Beijing’s decision to send President Xi Jinping to Pyongyang this week has split opinion among British foreign policy experts. Is this a genuine gesture of solidarity with an isolated ally, or a calculated move to extract concessions from the West?
Xi’s first visit to North Korea in 14 years comes as Washington ramps up pressure on both nations over nuclear proliferation. But here in Britain, the debate is about what the trip means for ordinary people’s wallets. Trade disputes and geopolitical tensions have a way of hitting the kitchen table.
“This is about leverage, plain and simple,” said Dr. Alistair Finch, a senior fellow at the Royal United Services Institute. “China needs North Korea as a buffer state, but it also wants to show the US it can play the nuclear card if trade talks stall. The friendship rhetoric is window dressing.”
Yet others see a deeper cultural bond. “Xi and Kim share a worldview that challenges Western liberal order,” noted Professor Judith Manners of the London School of Economics. “For all the talk of strategic interests, there is a personal chemistry and shared history that matters. China’s working class may not see North Korea as a threat, but as a fellow traveller in hardship.”
Analysts point to the luxury train Xi took – a throwback to his father’s era – as a symbol of enduring ties. “It’s a reminder that China’s communist roots are still alive,” said Manners. “That resonates with many in the industrial heartlands who feel left behind by globalisation.”
But the cost of this alliance could be high. If Xi’s visit leads to softer sanctions on North Korea, British exporters could lose out. “Every tonne of North Korean coal that finds a legal route to China is a tonne of British exports that doesn’t sell,” said Finch. “This isn’t abstract geopolitics. It’s about jobs in the Midlands.”
The Trades Union Congress has already warned that a thaw in relations must not come at the expense of workers’ rights in either country. “We’ve seen what happens when authoritarian states flood markets with cheap goods,” said TUC general secretary Frances O’Grady. “British steelworkers are still reeling from the last round.”
Xi’s itinerary includes a visit to the Mangyongdae Revolutionary Museum, a site venerating Kim Il-sung. Critics say this whitewashes a regime that starves its people. But for China’s leadership, the starvations of the 1990s were a warning of what happens when you lose control. “Xi’s message is clear: stability above all,” said Manners. “And that includes the stability of his own power.”

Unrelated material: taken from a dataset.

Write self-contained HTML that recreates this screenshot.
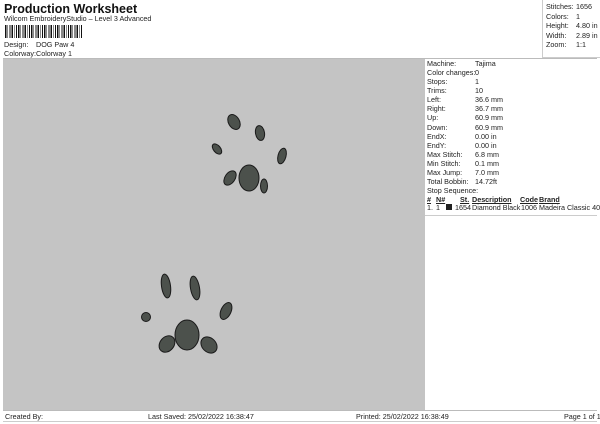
<!DOCTYPE html>
<html><head><meta charset="utf-8"><style>
*{margin:0;padding:0;box-sizing:border-box}
body{width:600px;height:424px;background:#fff;font-family:"Liberation Sans",Arial,sans-serif;color:#222;position:relative;overflow:hidden;font-size:7.2px}
.a{position:absolute;white-space:nowrap;line-height:9px}
</style></head><body>
<div class="a" style="left:4px;top:2px;font-size:12.5px;font-weight:bold;line-height:14px;color:#111">Production Worksheet</div>
<div class="a" style="left:4px;top:14px">Wilcom EmbroideryStudio – Level 3 Advanced</div>
<div style="position:absolute;left:5px;top:25px;width:78px;height:13px;background:repeating-linear-gradient(90deg,#111 0 1.5px,#fff 1.5px 2.5px,#111 2.5px 3.2px,#fff 3.2px 4.3px,#111 4.3px 5.5px,#fff 5.5px 6.5px)"></div>
<div class="a" style="left:4px;top:40px">Design:</div><div class="a" style="left:36px;top:40px">DOG Paw 4</div>
<div class="a" style="left:4px;top:49px">Colorway:</div><div class="a" style="left:36px;top:49px">Colorway 1</div>
<div style="position:absolute;left:542px;top:0;width:58px;height:58px;border-left:1px solid #ccc;border-bottom:1px solid #ccc"></div>
<div class="a" style="left:546px;top:2px">Stitches:</div><div class="a" style="left:576px;top:2px">1656</div>
<div class="a" style="left:546px;top:11.5px">Colors:</div><div class="a" style="left:576px;top:11.5px">1</div>
<div class="a" style="left:546px;top:21px">Height:</div><div class="a" style="left:576px;top:21px">4.80 in</div>
<div class="a" style="left:546px;top:30.5px">Width:</div><div class="a" style="left:576px;top:30.5px">2.89 in</div>
<div class="a" style="left:546px;top:40px">Zoom:</div><div class="a" style="left:576px;top:40px">1:1</div>
<div style="position:absolute;left:3px;top:58px;width:594px;border-top:1px solid #bbb"></div>
<div style="position:absolute;left:3px;top:59px;width:422px;height:351px;background:#c4c4c4"></div>
<div style="position:absolute;left:425px;top:215px;width:172px;border-top:1px solid #ccc"></div>
<div id="r"></div>
<div class="a" style="left:427px;top:186px">Stop Sequence:</div>
<div class="a" style="left:427px;top:195px;font-weight:bold;text-decoration:underline">#</div>
<div class="a" style="left:436px;top:195px;font-weight:bold;text-decoration:underline">N#</div>
<div class="a" style="left:460px;top:195px;font-weight:bold;text-decoration:underline">St.</div>
<div class="a" style="left:472px;top:195px;font-weight:bold;text-decoration:underline">Description</div>
<div class="a" style="left:520px;top:195px;font-weight:bold;text-decoration:underline">Code</div>
<div class="a" style="left:539px;top:195px;font-weight:bold;text-decoration:underline">Brand</div>
<div class="a" style="left:427px;top:203px">1.</div><div class="a" style="left:436px;top:203px">1</div>
<div style="position:absolute;left:446px;top:204px;width:6px;height:6px;background:#222"></div>
<div class="a" style="left:455px;top:203px">1654</div><div class="a" style="left:472px;top:203px">Diamond Black</div>
<div class="a" style="left:521px;top:203px">1006</div><div class="a" style="left:539px;top:203px">Madeira Classic 40</div>
<div style="position:absolute;left:3px;top:410px;width:594px;height:12px;border-top:1px solid #bbb;border-bottom:1px solid #ccc"></div>
<div class="a" style="left:5px;top:411.5px">Created By:</div>
<div class="a" style="left:148px;top:411.5px">Last Saved: 25/02/2022 16:38:47</div>
<div class="a" style="left:356px;top:411.5px">Printed: 25/02/2022 16:38:49</div>
<div class="a" style="left:564px;top:411.5px">Page 1 of 1</div>
<svg style="position:absolute;left:0;top:0" width="600" height="424">
<g fill="#4c514c" stroke="#1a1a1a" stroke-width="1">
<ellipse cx="234" cy="122" rx="5.5" ry="8" transform="rotate(-30 234 122)"/>
<ellipse cx="260" cy="133" rx="4.5" ry="7.5" transform="rotate(-10 260 133)"/>
<ellipse cx="217" cy="149" rx="3.5" ry="6" transform="rotate(-40 217 149)"/>
<ellipse cx="282" cy="156" rx="4" ry="8" transform="rotate(15 282 156)"/>
<ellipse cx="249" cy="178" rx="10" ry="13"/>
<ellipse cx="230" cy="178" rx="5" ry="8" transform="rotate(35 230 178)"/>
<ellipse cx="264" cy="186" rx="3.5" ry="7"/>
<ellipse cx="166" cy="286" rx="4.5" ry="12" transform="rotate(-8 166 286)"/>
<ellipse cx="195" cy="288" rx="4.5" ry="12" transform="rotate(-10 195 288)"/>
<ellipse cx="146" cy="317" rx="4.5" ry="4.5"/>
<ellipse cx="226" cy="311" rx="5" ry="9" transform="rotate(25 226 311)"/>
<ellipse cx="187" cy="335" rx="12" ry="15"/>
<ellipse cx="167" cy="344" rx="7" ry="9" transform="rotate(40 167 344)"/>
<ellipse cx="209" cy="345" rx="7" ry="9" transform="rotate(-45 209 345)"/>
</g></svg>
<script>
var L=[["Machine:","Tajima"],["Color changes:","0"],["Stops:","1"],["Trims:","10"],["Left:","36.6 mm"],["Right:","36.7 mm"],["Up:","60.9 mm"],["Down:","60.9 mm"],["EndX:","0.00 in"],["EndY:","0.00 in"],["Max Stitch:","6.8 mm"],["Min Stitch:","0.1 mm"],["Max Jump:","7.0 mm"],["Total Bobbin:","14.72ft"]];
var h="";L.forEach(function(r,i){var t=58.5+i*9.15;h+='<div class="a" style="left:427px;top:'+t+'px">'+r[0]+'</div><div class="a" style="left:475px;top:'+t+'px">'+r[1]+'</div>';});
document.getElementById("r").innerHTML=h;
</script>
</body></html>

The UK Foreign Office has declined to comment, but sources suggest ministers are watching closely. “We need a united front on sanctions,” one official said. “If China breaks ranks, the nuclear program accelerates and everyone pays the price.”
For now, Xi’s train rolls on. Back in Manchester, a steelworker summed up the mood: “They’re playing chess with our jobs. All I care about is whether the bills get paid at the end of the month.”